I have a proteomics time-series study with 4 time points. My conditons are healthy untreated, healthy treated, disease untreated and disease treated. The thing is I suspect there might be some batch effect going on since I have found significative differences among a few protein time points in my healthy untreated controls.
However, since my batches coincide with the time points I don't know whether it would be possible to remove that batch effect. I would really appreciate your help on this!
I performed a clustered heatmap and PCA for all samples and the different timepoints did not group together. However, my doubts come from another clustered heatmap where I represented protein means across samples for every combination of conditions (including timepoints), that is: healthy trated T1, heatlhy treated T2, ... disease untreated T1, ... disease untreated T4. In that heatmap, time points clustered together almos perfectly. Is that a correct approach?
And yes, samples within each timepoint are more similar than the same treatment between timepoints.
About the experimental setup, timepoints were 3 months appart, first one being pre-treatment, I can't think of any other variable which could be causing those changes.
It's an inevitable batch. You cannot correct for it. Best thing experimentally would be to do minimal processing on the specimen upon harvest, freeze and process when all samples are available. For computational batch correction there is nothing I see that can be done, other than having a large n, meaning many donors to see what is reproducible. I hope the setup is paired so you only basically compare within donor across time rather than across timepoints without pairing. Pairing is much more powerful than non-pairing.

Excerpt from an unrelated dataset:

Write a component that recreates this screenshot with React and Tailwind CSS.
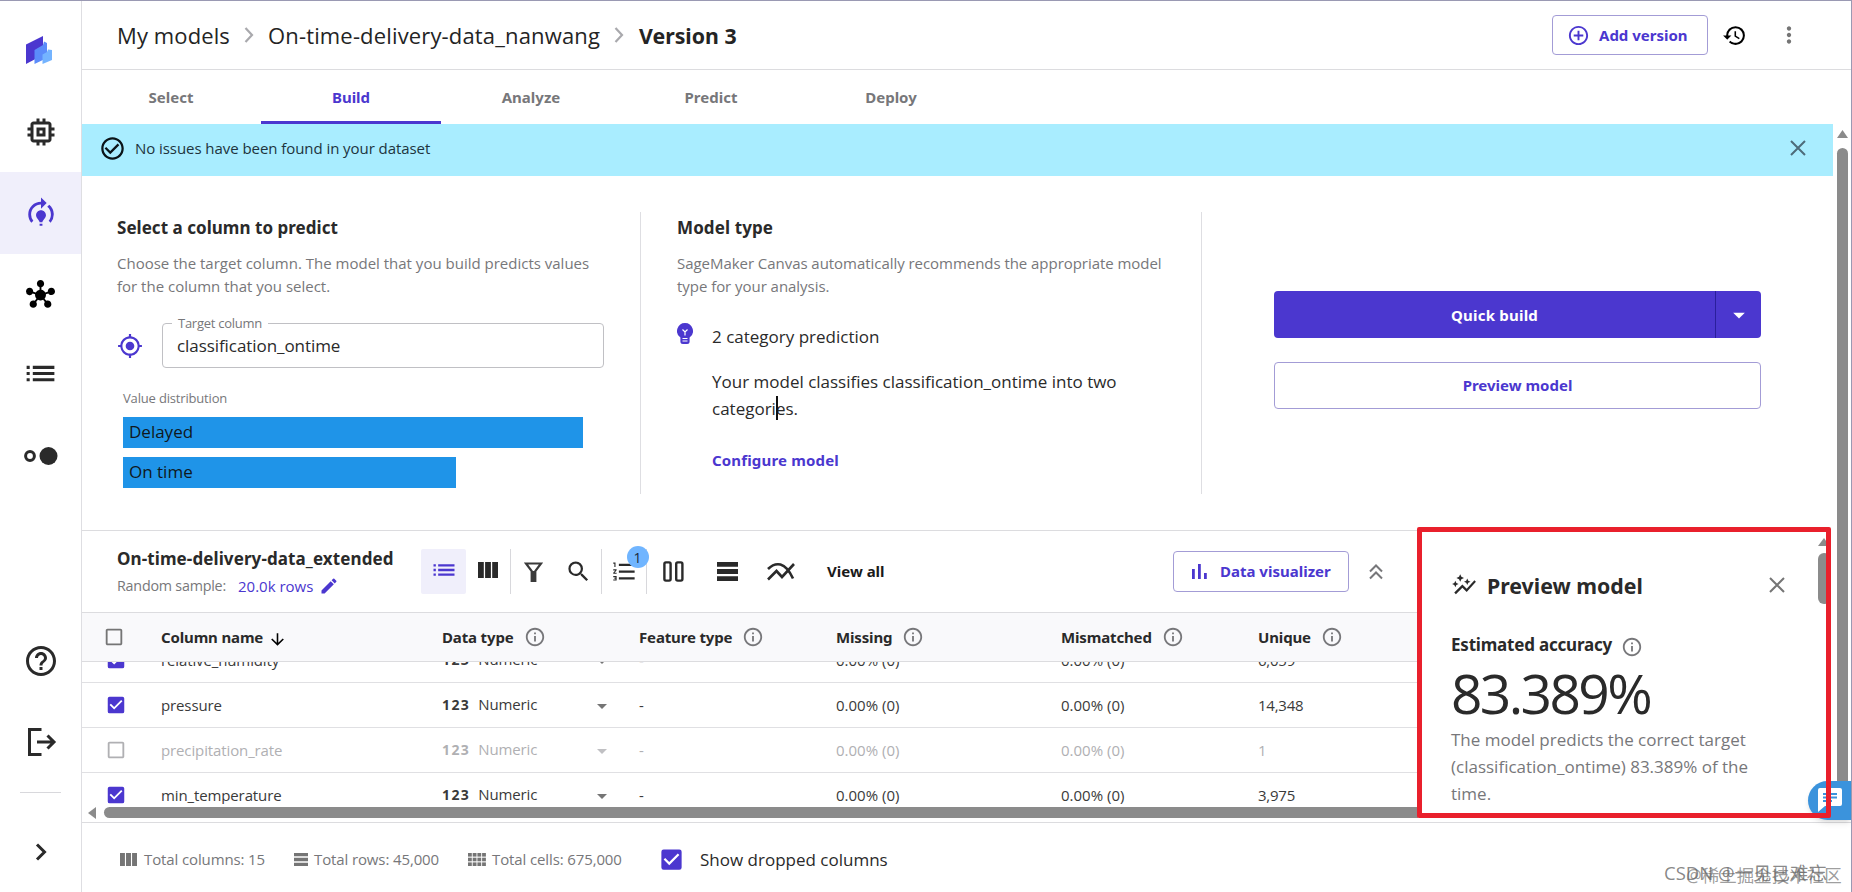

I understand, and yes, my samples are paired. So the seasonal differences are not correctable, but I can stil test for differences by comparing case and control time differences, am I right?
If you sampled by season then there is (to me) no other choice than doing it in batches. It's an inevitable batch. It's paired, so that's great and increases power a lot. There is literature that was published high doing seasonal RNA-seq (Nat. Comm 2018, I don't recall the first author) with such a setup. I would go ahead and see what comes out and whether it makes sense. I would say as long as libraries have been prepped the same time (so after collecting all samples) it is the best you can do. Theoretically yes, the harvest timepoints are the same as batch so it's of course confounded, but for such a time-series setup, you cannot avoid it.
Got it. Thank you so much! That was a lot of help.